Quantum Integrability: Extended Hamiltonian constructions render nonintegrable quantum pairing Hamiltonians solvable by embedding them in an appropriate family, leading to solutions via Bethe ansatz and revealing key ground state and excitation properties (Marquette et al., 2012).

6. Conceptual and Algebraic Implications: Gauge, Constraint, and Anomaly Structure

Gauge-invariant Content: The move to an extended Hamiltonian may naively erase certain physical (constrained) degrees of freedom, demoting them to gauge. Restoration requires redefining observables as those that commute with all first-class constraints (true gauge invariants) or using the Stueckelberg trick to reparameterize variables (Russkov, 30 Jan 2026).
Hamiltonian Anomalies: The extended Hamiltonian formalism makes explicit the codimension-2 structure of anomalies in quantum field theory, encoding projective and gerbal representations in higher group cohomology classes, and mapping anomaly field theories as relative extended field theories (as per Freed’s program) (Monnier, 2014).
Covering Spaces and Topology: In the classification of superintegrable systems, extended Hamiltonian methods delineate Riemannian coverings, warping functions, and topological features that control the global definition of first integrals and symmetry algebras (Chanu et al., 2024).

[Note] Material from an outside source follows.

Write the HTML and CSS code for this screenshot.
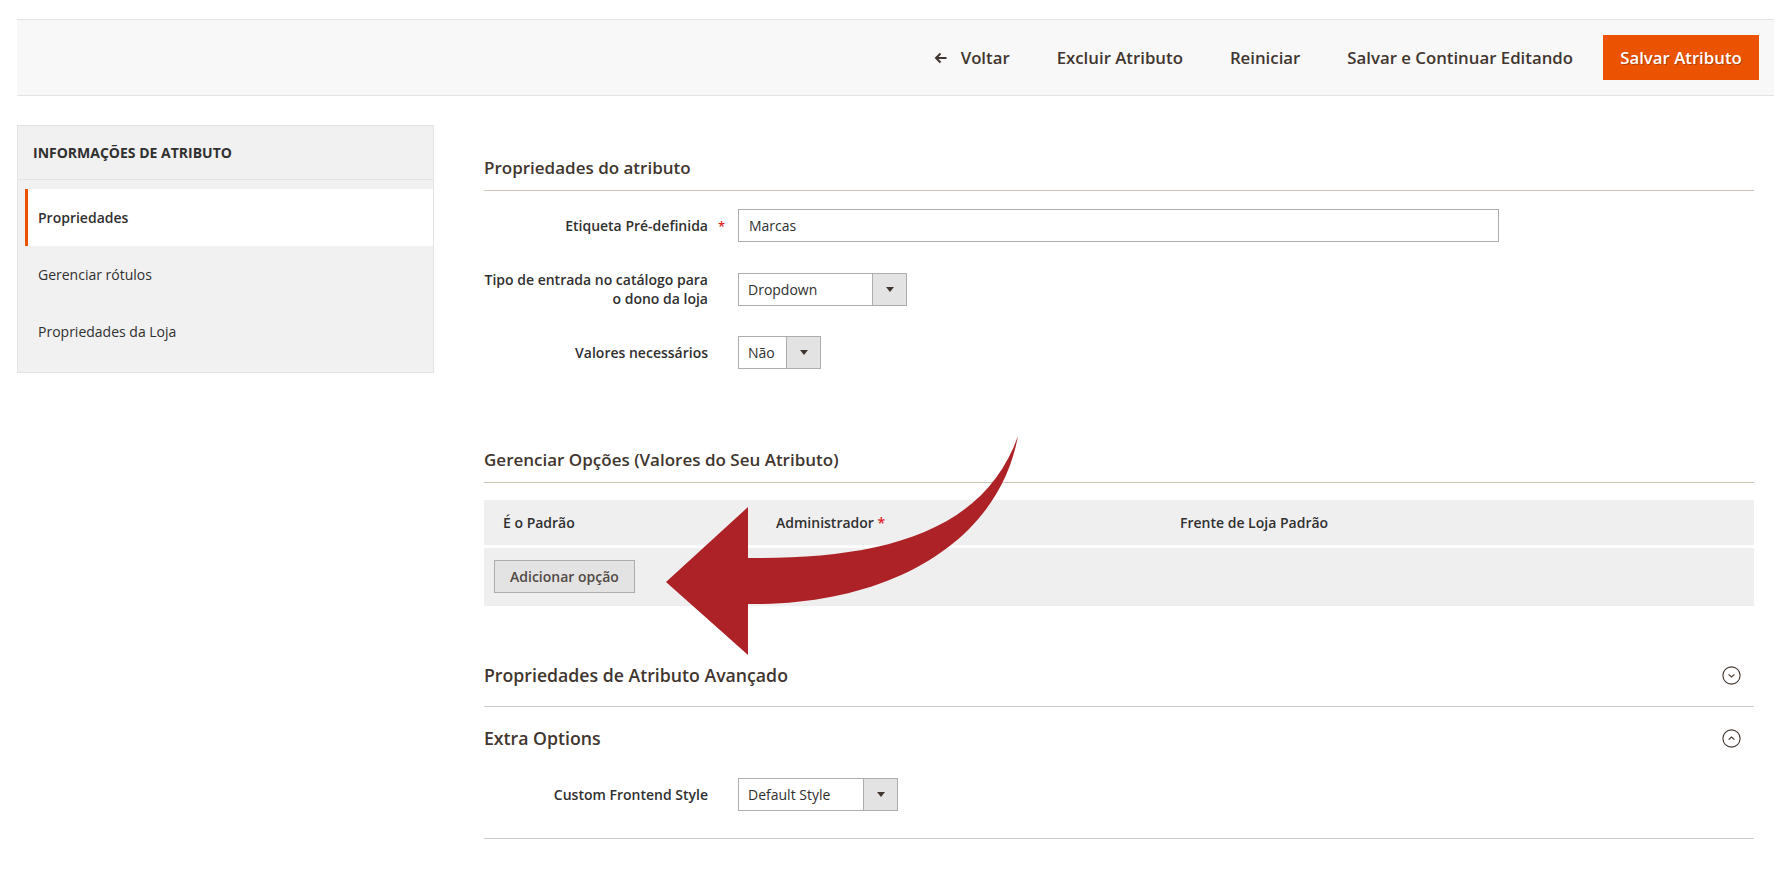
FILE: index.html
```html
<!DOCTYPE html>
<html lang="pt-BR">
<head>
<meta charset="utf-8">
<title>Atributo</title>
<link rel="stylesheet" href="styles.css">
</head>
<body>
<div class="page">
  <header class="actions-bar">
    <button class="act act-back">
      <svg class="back-icon" width="13" height="12" viewBox="0 0 13 12"><path d="M12.5 6H2M6.5 1.5L2 6l4.5 4.5" fill="none" stroke="#41362f" stroke-width="2"/></svg>
      <span>Voltar</span>
    </button>
    <button class="act">Excluir Atributo</button>
    <button class="act">Reiniciar</button>
    <button class="act">Salvar e Continuar Editando</button>
    <button class="act act-primary">Salvar Atributo</button>
  </header>

  <div class="columns">
    <aside class="nav">
      <div class="nav-title">Informações de Atributo</div>
      <ul class="nav-items">
        <li class="nav-item active">Propriedades</li>
        <li class="nav-item">Gerenciar rótulos</li>
        <li class="nav-item">Propriedades da Loja</li>
      </ul>
    </aside>

    <main class="content">
      <section class="fieldset">
        <h2 class="legend">Propriedades do atributo</h2>
        <div class="field">
          <label class="field-label required">Etiqueta Pré-definida</label>
          <div class="control"><input class="text-input" type="text" value="Marcas"></div>
        </div>
        <div class="field">
          <label class="field-label">Tipo de entrada no catálogo para o dono da loja</label>
          <div class="control">
            <div class="select select-type"><span class="select-value">Dropdown</span><span class="select-arrow"></span></div>
          </div>
        </div>
        <div class="field">
          <label class="field-label">Valores necessários</label>
          <div class="control">
            <div class="select select-yn"><span class="select-value">Não</span><span class="select-arrow"></span></div>
          </div>
        </div>
      </section>

      <section class="fieldset options">
        <h2 class="legend">Gerenciar Opções (Valores do Seu Atributo)</h2>
        <div class="opt-table">
          <div class="opt-head">
            <div class="opt-th">É o Padrão</div>
            <div class="opt-th">Administrador <span class="req">*</span></div>
            <div class="opt-th">Frente de Loja Padrão</div>
          </div>
          <div class="opt-body">
            <button class="btn-default">Adicionar opção</button>
          </div>
        </div>
      </section>

      <section class="collapsible">
        <div class="coll-title">
          <span>Propriedades de Atributo Avançado</span>
          <svg class="coll-icon" width="19" height="19" viewBox="0 0 19 19"><circle cx="9.5" cy="9.5" r="8.6" fill="none" stroke="#41362f" stroke-width="1.1"/><path d="M6.6 8.3l2.9 2.7 2.9-2.7" fill="none" stroke="#41362f" stroke-width="1.1"/></svg>
        </div>
      </section>

      <section class="collapsible open">
        <div class="coll-title">
          <span>Extra Options</span>
          <svg class="coll-icon" width="19" height="19" viewBox="0 0 19 19"><circle cx="9.5" cy="9.5" r="8.6" fill="none" stroke="#41362f" stroke-width="1.1"/><path d="M6.6 10.7l2.9-2.7 2.9 2.7" fill="none" stroke="#41362f" stroke-width="1.1"/></svg>
        </div>
        <div class="field field-extra">
          <label class="field-label">Custom Frontend Style</label>
          <div class="control">
            <div class="select select-style"><span class="select-value">Default Style</span><span class="select-arrow"></span></div>
          </div>
        </div>
      </section>
    </main>
  </div>
</div>

<svg class="callout-arrow" width="1785" height="880" viewBox="0 0 1785 880" aria-hidden="true">
  <path d="M748 507 L666 582 L748 655 L748 604 C885 606 998 545 1018 436 C982 538 870 559 748 558 Z" fill="#ad2227"/>
</svg>
</body>
</html>
```

FILE: styles.css
```css
* { box-sizing: border-box; }

html, body { margin: 0; padding: 0; }

body {
  position: relative;
  min-height: 880px;
  background: #fff;
  color: #303030;
  font-family: "Open Sans", "Liberation Sans", sans-serif;
  font-size: 14px;
}

.page { padding: 19px 11px 0 17px; }

/* top action bar */
.actions-bar {
  display: flex;
  justify-content: flex-end;
  align-items: center;
  height: 77px;
  padding-right: 15px;
  background: #f8f8f8;
  border-top: 1px solid #e3e3e3;
  border-bottom: 1px solid #e3e3e3;
}

.act {
  display: flex;
  align-items: center;
  margin-left: 47px;
  padding: 0;
  border: 0;
  background: none;
  color: #41362f;
  font-family: inherit;
  font-size: 16.8px;
  font-weight: 600;
  line-height: 20px;
}

.act-back .back-icon { margin-right: 14px; }

.act-primary {
  justify-content: center;
  width: 156px;
  height: 45px;
  margin-left: 30px;
  background: #eb5202;
  color: #fff;
  text-shadow: 1px 1px 0 rgba(0, 0, 0, .25);
}

/* columns */
.columns {
  display: flex;
  align-items: flex-start;
  margin-top: 29px;
}

/* side navigation */
.nav {
  flex: none;
  width: 417px;
  padding-bottom: 12px;
  background: #f1f1f1;
  border: 1px solid #e3e3e3;
}

.nav-title {
  display: flex;
  align-items: center;
  height: 54px;
  padding: 0 15px;
  border-bottom: 1px solid #e3e3e3;
  font-size: 14px;
  font-weight: 700;
  text-transform: uppercase;
  color: #303030;
}

.nav-items {
  margin: 0;
  padding: 9px 0 0;
  list-style: none;
}

.nav-item {
  margin-left: 7px;
  padding: 20px 10px;
  border-left: 3px solid transparent;
  line-height: 17px;
  color: #303030;
}

.nav-item.active {
  background: #fff;
  border-left-color: #eb5202;
  font-weight: 600;
}

/* main content */
.content {
  flex: 1;
  margin: 0 20px 0 50px;
  padding-top: 32px;
}

.legend {
  margin: 0 0 18px;
  padding-bottom: 11px;
  border-bottom: 1px solid #cac3b4;
  color: #41362f;
  font-size: 17px;
  font-weight: 600;
  line-height: 22px;
}

.field {
  display: grid;
  grid-template-columns: 224px 1fr;
  column-gap: 30px;
  align-items: center;
  margin-bottom: 28px;
}

.fieldset .field:last-child { margin-bottom: 0; }

.field-label {
  position: relative;
  text-align: right;
  font-size: 14px;
  font-weight: 600;
  line-height: 19px;
  color: #303030;
}

.field-label.required::after {
  content: "*";
  position: absolute;
  right: -17px;
  top: 1px;
  color: #e22626;
  font-size: 13px;
}

.text-input {
  display: block;
  width: 761px;
  height: 33px;
  padding: 0 10px;
  border: 1px solid #adadad;
  border-radius: 0;
  color: #303030;
  font-family: inherit;
  font-size: 14px;
}

.select {
  display: flex;
  height: 33px;
  background: #fff;
  border: 1px solid #adadad;
}

.select-type { width: 169px; }
.select-yn { width: 83px; }
.select-style { width: 160px; }

.select-value {
  flex: 1;
  padding: 0 9px;
  line-height: 31px;
  color: #303030;
  white-space: nowrap;
}

.select-arrow {
  display: flex;
  align-items: center;
  justify-content: center;
  width: 34px;
  background: #e3e3e3;
  border-left: 1px solid #adadad;
}

.select-arrow::after {
  content: "";
  border-left: 4px solid transparent;
  border-right: 4px solid transparent;
  border-top: 5px solid #41362f;
}

/* options table */
.options { margin-top: 80px; }

.options .legend { margin-bottom: 17px; }

.opt-head {
  display: grid;
  grid-template-columns: 273px 404px 1fr;
  height: 45px;
  background: #efefef;
  border-bottom: 3px solid #fff;
  box-sizing: content-box;
}

.opt-th {
  padding-left: 19px;
  font-weight: 600;
  line-height: 45px;
  color: #303030;
}

.req { color: #e22626; }

.opt-body {
  padding: 12px 10px 13px;
  background: #efefef;
}

.btn-default {
  display: block;
  height: 33px;
  padding: 0 15px;
  background: #e3e3e3;
  border: 1px solid #adadad;
  color: #514943;
  font-family: inherit;
  font-size: 14px;
  font-weight: 600;
}

/* collapsible sections */
.collapsible {
  margin-top: 38px;
  border-bottom: 1px solid #cccccc;
}

.collapsible + .collapsible { margin-top: 0; }

.coll-title {
  display: flex;
  align-items: center;
  justify-content: space-between;
  padding: 19px 13px 19px 0;
  color: #41362f;
  font-size: 17.7px;
  font-weight: 600;
  line-height: 24px;
}

.collapsible.open { padding-bottom: 27px; }

.field-extra { margin: 9px 0 0; }

/* overlay callout arrow */
.callout-arrow {
  position: absolute;
  top: 0;
  left: 0;
  pointer-events: none;
}
```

7. Outlook: Unification and Generality

The extended Hamiltonian approach provides a unifying geometric and algebraic language across domains: from classical and quantum integrability, statistical mechanics, constrained field theories, hydrodynamics, and thermodynamics, to computational and numerical analysis. By systematically embedding physical, auxiliary, and gauge degrees of freedom within an enlarged, often symplectic, phase space, it enables the systematic treatment of constraint, symmetry, transport, and integrability properties with wide-ranging implications for both foundational physics and computational practice (Baldiotti et al., 2016, Chanu et al., 2024, Russkov, 30 Jan 2026, Giusteri et al., 2017, Pihajoki, 2014).